The mayors sent copies of their emailed letter to DOT to U.S. Sen. John Thune, R-S.D., and California Pacific AIrlines.

Underlying the recent problems for CPA is the new reality created in 2013 when federal requirements for commercial airline pilots’ flying experience were upped from 250 hours to 1,500 hours, a move aimed at increasing flight safety.

But it also led to a shortage of pilots, especially for smaller airlines.

Mayor Harding said more than once in 2017 and early 2018 that Pierre is fortunate to even have commercial passenger air service, when many cities don’t have it.

That’s at least in part due to the new pilot regulations which has grounded some airlines.

CPA began acquiring ADI early this year, from Seaport Airlines, based in San Francisco, which went out of business last year.

Great Lakes Airlines of Cheyenne, Wyoming, which had flown to Pierre for decades, lost its business here and in Watertown after civic leaders said they were fed up with unreliable service.

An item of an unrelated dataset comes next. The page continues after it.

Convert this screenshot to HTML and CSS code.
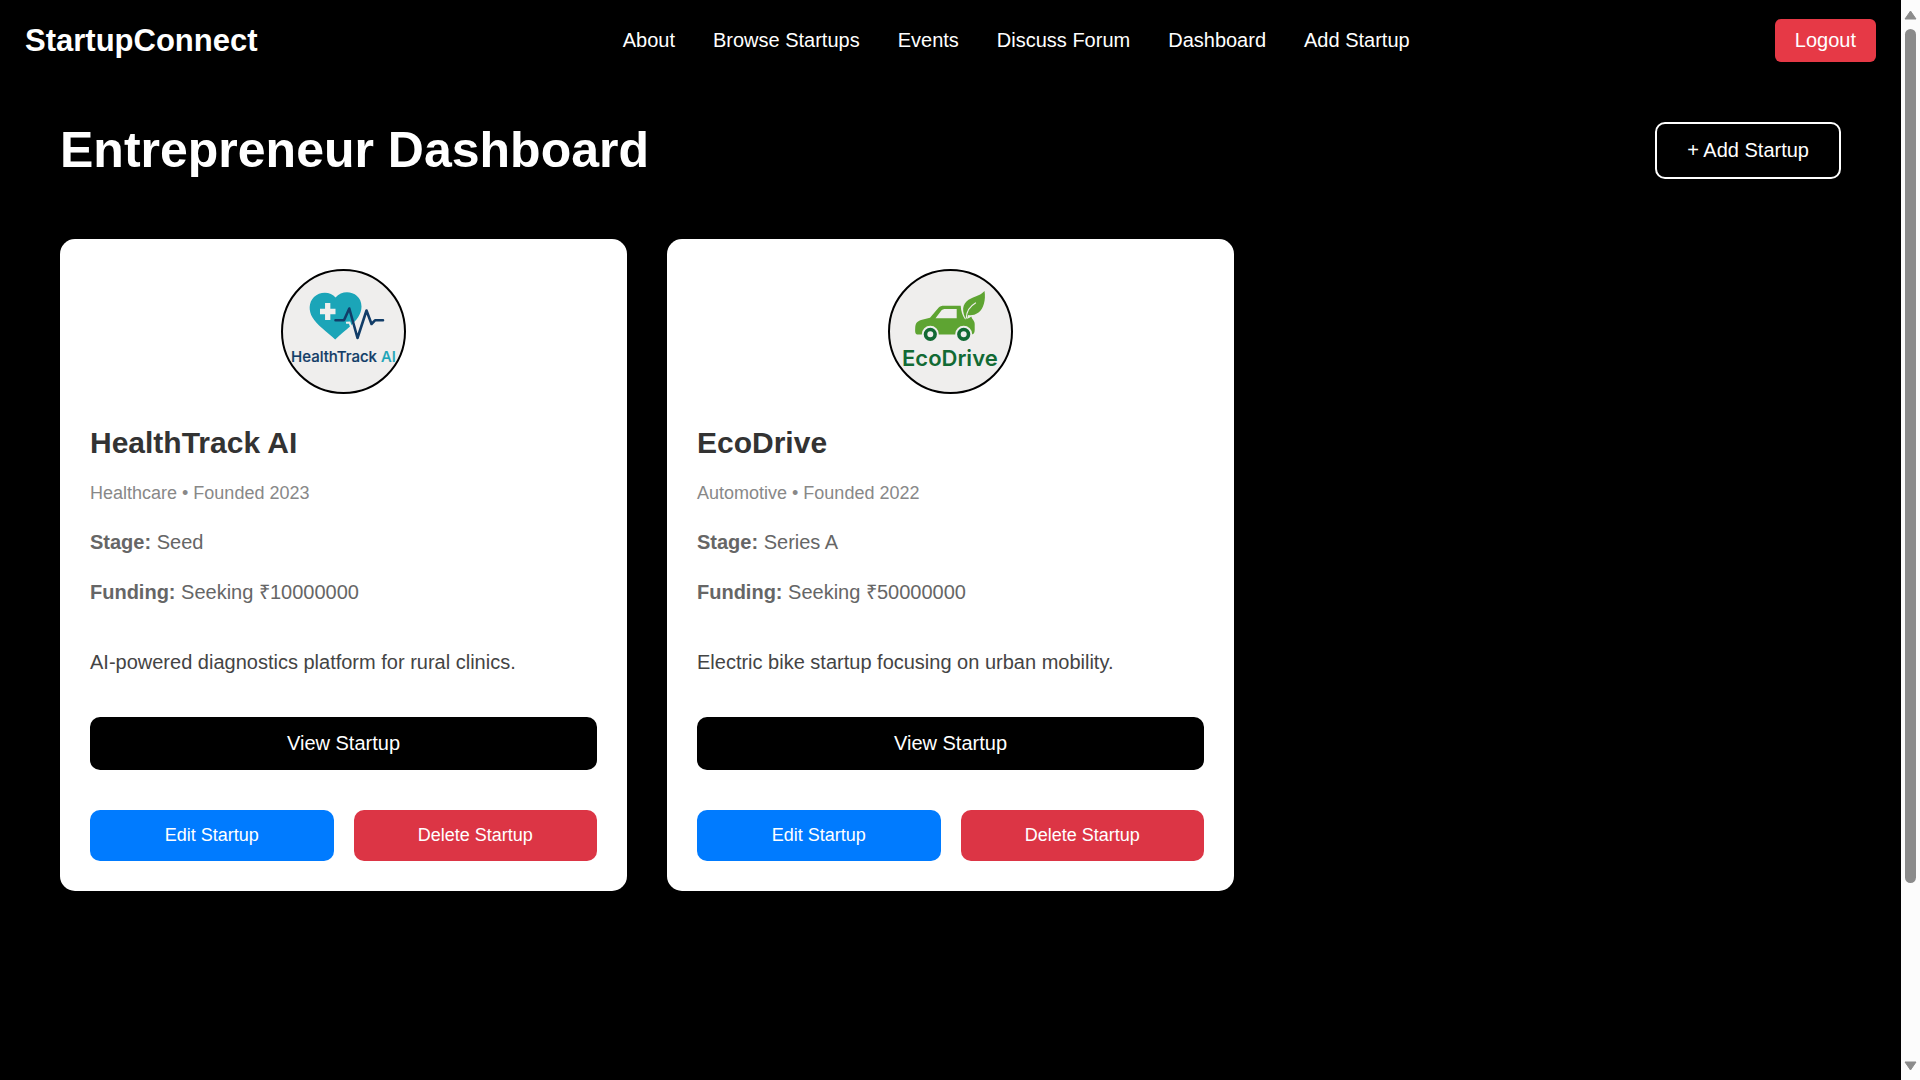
FILE: index.html
```html
<!DOCTYPE html>
<html lang="en">
<head>
<meta charset="utf-8">
<meta name="viewport" content="width=device-width, initial-scale=1">
<title>StartupConnect</title>
<link rel="stylesheet" href="styles.css">
</head>
<body>
<div class="page">
  <header class="navbar">
    <a class="brand" href="#">StartupConnect</a>
    <nav class="nav-links">
      <a href="#">About</a>
      <a href="#">Browse Startups</a>
      <a href="#">Events</a>
      <a href="#">Discuss Forum</a>
      <a href="#">Dashboard</a>
      <a href="#">Add Startup</a>
    </nav>
    <button class="logout" type="button">Logout</button>
  </header>

  <main class="dashboard">
    <div class="dashboard-header">
      <h1>Entrepreneur Dashboard</h1>
      <button class="add-startup" type="button">+ Add Startup</button>
    </div>

    <div class="cards">
      <article class="card">
        <svg class="logo" viewBox="0 0 125 125" role="img" aria-label="HealthTrack AI logo">
          <circle class="logo-disc" cx="62.5" cy="62.5" r="61.5"/>
          <path fill="#1ba5b8" d="M54.5 28.5C50 22.500 39 22 33 28C27.500 33.500 27.500 42 31.500 48.500C36 56 45.500 62.500 54.200 70.500C59.500 65.500 65 61 70 56.500C75 51.500 80.500 45.500 80.500 37.500C80.500 23 62.500 19 54.500 28.500Z"/>
          <path fill="none" stroke="#efeeed" stroke-width="5.300" d="M46.700 34V51M39 42.500H54.500"/>
          <path fill="none" stroke="#efeeed" stroke-width="2" d="M65 53.800L68.500 53.500L73 66"/>
          <path fill="none" stroke="#123d68" stroke-width="2.600" stroke-linecap="round" stroke-linejoin="round" d="M54.500 51.300H63L68.300 39.500L76.500 69L85.500 41.500L90.500 55L94 51.300H102"/>
          <text class="health-word" x="10" y="93">HealthTrack</text>
          <text class="health-ai" x="100" y="93">AI</text>
        </svg>
        <h2>HealthTrack AI</h2>
        <p class="meta">Healthcare • Founded 2023</p>
        <p class="detail"><strong>Stage:</strong> Seed</p>
        <p class="detail"><strong>Funding:</strong> Seeking ₹10000000</p>
        <p class="description">AI-powered diagnostics platform for rural clinics.</p>
        <button class="view" type="button">View Startup</button>
        <div class="actions">
          <button class="edit" type="button">Edit Startup</button>
          <button class="delete" type="button">Delete Startup</button>
        </div>
      </article>

      <article class="card">
        <svg class="logo" viewBox="0 0 125 125" role="img" aria-label="EcoDrive logo">
          <circle class="logo-disc" cx="62.5" cy="62.5" r="61.5"/>
          <path fill="#5ea432" fill-rule="evenodd" d="M30 65.500C27 65.500 27 63 27.200 59C27.500 54 29 52 34 50.700L42 48.700L50.500 38.700C52 37.200 53.500 36.700 56 36.700H72.700C73 42 74.300 46.500 77 50.300C79.500 50 81.500 49 83.300 47.500C84 50.500 86.700 51.500 86.700 55V61C86.700 64 85.500 65.500 83 65.500ZM47.500 49.300H68.700V40H58C55.500 40 54 40.500 53 42Z"/>
          <path fill="#5ea432" d="M77.500 49.500C72.500 39 76 32.500 83 29.500C88.500 27 93 26 96.500 22C98 31 95.500 40 90.500 43.500C86.500 46.300 83 46.500 80.200 46C79.500 47.500 79.200 49 79 50.500Z"/>
          <path fill="none" stroke="#efeeed" stroke-width="1.200" stroke-linecap="round" d="M78.300 49C78.500 42.500 81.500 37.500 87.500 34"/>
          <g fill="#efeeed" stroke="#efeeed" stroke-width="4"><circle cx="42.300" cy="65.300" r="6.500"/><circle cx="75.700" cy="65.300" r="6.500"/></g>
          <g fill="#efeeed" stroke="#126a34" stroke-width="3.600"><circle cx="42.300" cy="65.300" r="4.800"/><circle cx="75.700" cy="65.300" r="4.800"/></g>
          <text class="eco-word" x="14" y="97">EcoDrive</text>
        </svg>
        <h2>EcoDrive</h2>
        <p class="meta">Automotive • Founded 2022</p>
        <p class="detail"><strong>Stage:</strong> Series A</p>
        <p class="detail"><strong>Funding:</strong> Seeking ₹50000000</p>
        <p class="description">Electric bike startup focusing on urban mobility.</p>
        <button class="view" type="button">View Startup</button>
        <div class="actions">
          <button class="edit" type="button">Edit Startup</button>
          <button class="delete" type="button">Delete Startup</button>
        </div>
      </article>
    </div>
  </main>
</div>

<div class="scrollbar" aria-hidden="true">
  <svg class="arrow" viewBox="0 0 13 10"><path d="M6.500 1L12 9H1Z"/></svg>
  <div class="track"><div class="thumb"></div></div>
  <svg class="arrow" viewBox="0 0 13 10"><path d="M6.500 9L12 1H1Z"/></svg>
</div>
</body>
</html>
```
FILE: styles.css
```css
* {
  box-sizing: border-box;
}

body {
  display: grid;
  grid-template-columns: minmax(0, 1fr) 19px;
  min-height: 100vh;
  margin: 0;
  background: #000;
  color: #fff;
  font-family: "Liberation Sans", Arial, sans-serif;
  font-size: 20px;
  line-height: 23px;
}

a {
  color: inherit;
  text-decoration: none;
}

button {
  border: 0;
  color: #fff;
  font: inherit;
  cursor: pointer;
}

h1,
h2,
p {
  margin: 0;
}

/* Navigation */
.navbar {
  display: flex;
  align-items: center;
  justify-content: space-between;
  padding: 19px 25px;
}

.brand {
  font-size: 31px;
  line-height: 35px;
  font-weight: bold;
}

.nav-links {
  display: flex;
  gap: 38px;
}

.logout {
  padding: 10px 20px;
  border-radius: 6px;
  background: #e63946;
}

/* Dashboard */
.dashboard {
  padding: 40px 60px;
}

.dashboard-header {
  display: flex;
  align-items: center;
  justify-content: space-between;
  margin-bottom: 60px;
}

h1 {
  font-size: 50px;
  line-height: 58px;
}

.add-startup {
  padding: 15px 30px;
  border: 2px solid #fff;
  border-radius: 10px;
  background: transparent;
}

.cards {
  display: grid;
  grid-template-columns: repeat(3, minmax(0, 1fr));
  gap: 40px;
}

.card {
  display: flex;
  flex-direction: column;
  padding: 30px;
  border-radius: 15px;
  background: #fff;
}

.logo {
  align-self: center;
  width: 125px;
  height: 125px;
  margin-bottom: 31px;
}

.logo-disc {
  fill: #efeeed;
  stroke: #000;
  stroke-width: 2;
}

.health-word,
.health-ai {
  font: 500 15px Inter, sans-serif;
  fill: #123d68;
  stroke: #123d68;
  stroke-width: 0.2px;
}

.health-ai {
  fill: #1ba5b8;
  stroke: #1ba5b8;
}

.eco-word {
  font: 600 22px Inter, sans-serif;
  fill: #126a34;
}

.card h2 {
  margin-bottom: 22px;
  color: #333;
  font-size: 30px;
  line-height: 36px;
}

.meta {
  margin-bottom: 28px;
  color: #888;
  font-size: 18px;
  line-height: 20px;
}

.detail {
  margin-bottom: 27px;
  color: #666;
}

.description {
  margin: 16px 0 40px;
  color: #444;
  line-height: 30px;
}

.view {
  padding: 15px;
  border-radius: 10px;
  background: #000;
}

.actions {
  display: grid;
  grid-template-columns: 1fr 1fr;
  gap: 20px;
  margin-top: 40px;
}

.edit,
.delete {
  padding: 14px;
  border-radius: 10px;
  font-size: 18px;
}

.edit {
  background: #007bff;
}

.delete {
  background: #dc3545;
}

/* Scrollbar */
.scrollbar {
  display: flex;
  flex-direction: column;
  align-items: center;
  gap: 9px;
  padding: 10px 0 9px;
  background: #fcfcfc;
}

.arrow {
  width: 13px;
  height: 10px;
  fill: #8b8b8b;
  stroke: #8b8b8b;
  stroke-width: 1;
  stroke-linejoin: round;
}

.track {
  flex: 1;
}

.thumb {
  width: 11px;
  height: 83.5%;
  border-radius: 6px;
  background: #8b8b8b;
}
```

Great Lakes officials cited the pilot shortage and stopped flying earlier this year.

CP’s Bowman told the Capital Journal this month that the main problem isn’t a shortage of aircraft, but of pilots to fly them.

Sen. Thune has attempted to add legislation in Congress that would give DOT the authority to grant more exceptions to the pilot training hours requirements, according to Robert Silk, who writes for Travel Weekly.